In order to avoid waste or needless drilling for oil and gas, the Louisiana Commissioner of Conservation may designate drilling units and appoint an operator to manage oil production on that unit. La. R.S. §§ 30:9, 30:10. Often, the owners of the mineral interests contained within the drilling unit will lease their mineral interests to the operator, and that lease will control the parties' obligations regarding distribution of information, costs and revenue. However, an operator need not obtain a lease with every owner in a drilling unit. If an owner has unleased mineral interests in a drilling unit, the parties' obligations are controlled by statute. La. R.S. § 30:103.1. An unleased owner is entitled to receive, upon request, reports detailing the cost of drilling, equipping, and operating the well, as well as a proportionate share of revenue from the oil produced. Id. Likewise, the operator is required to provide the operating expense reports to an unleased owner who requests them, and is allowed to recoup a proportionate share of expenses from that owner. Id. Section 103.1 establishes the reporting requirement:

Whenever there is included within a drilling unit, as authorized by the commissioner of conservation, lands producing oil or gas, or both, upon which the operator or producer has no valid oil, gas, or mineral lease, said operator or producer shall issue the following reports to the owners of said interests by a sworn, detailed, itemized statement.
La. R.S. § 30:103.1. The statute goes on to detail the information that must be included in these reports. Subsection (C) establishes that "[r]eports shall be sent by certified mail to each owner of an unleased oil or gas interest who has requested such reports in writing, by certified mail addressed to the operator or producer. The written request shall contain the unleased interest owner's name and address." La. R.S. 30:103.1(C). Thus, in order to trigger the reporting obligations, an unleased owner must put an operator on notice that it is, in fact, an unleased owner in a drilling unit managed by the operator. There is no affirmative duty on the part of operators to automatically send reports to all unleased owners. The statute is clear that reports are only required when an unleased owner has requested them. Adams, 561 Fed. App'x at 325 (holding that an operator's reporting duty is "not triggered until a written request is sent by certified mail" by the owner).
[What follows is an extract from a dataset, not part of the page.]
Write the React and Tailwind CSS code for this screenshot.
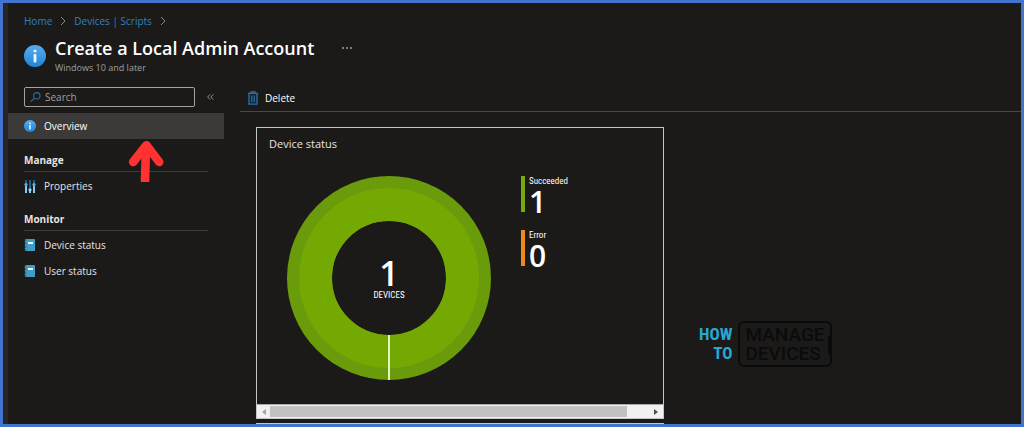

An operator's failure to comply with the reporting requirements imposes a harsh penalty: the operator forfeits his right to contribution for expenses from the unleased owner. La. R.S. § 30:103.2. Because this penalty is harsh, sections 103.1 and 103.2 are strictly construed by courts. White v. Phillips Petroleum Co., 232 So.2d 83, 90 (La. Ct. App. 1970) ("[La. R.S. § 30:103.2] is a penal statute, requiring strict construction."); Scurlock Oil Co. v. Getty Oil Co., 324 So. 2d 870, 876 (La. Ct. App. 1975). Plaintiff argues that Defendant failed to timely comply with these reporting requirements, and that the statutory penalty should therefore be imposed. Record Document 19. Defendant argues that the first two letters sent by Plaintiff, on May 22, 2015 and July 10, 2015, requesting reports under § 30:103.1, were inadequate to trigger the reporting requirements or the statutory penalty. Record Document 17-2, p. 14. Furthermore, Defendant argues that it did timely comply with Plaintiff's later requests for reports. Id., p. 19.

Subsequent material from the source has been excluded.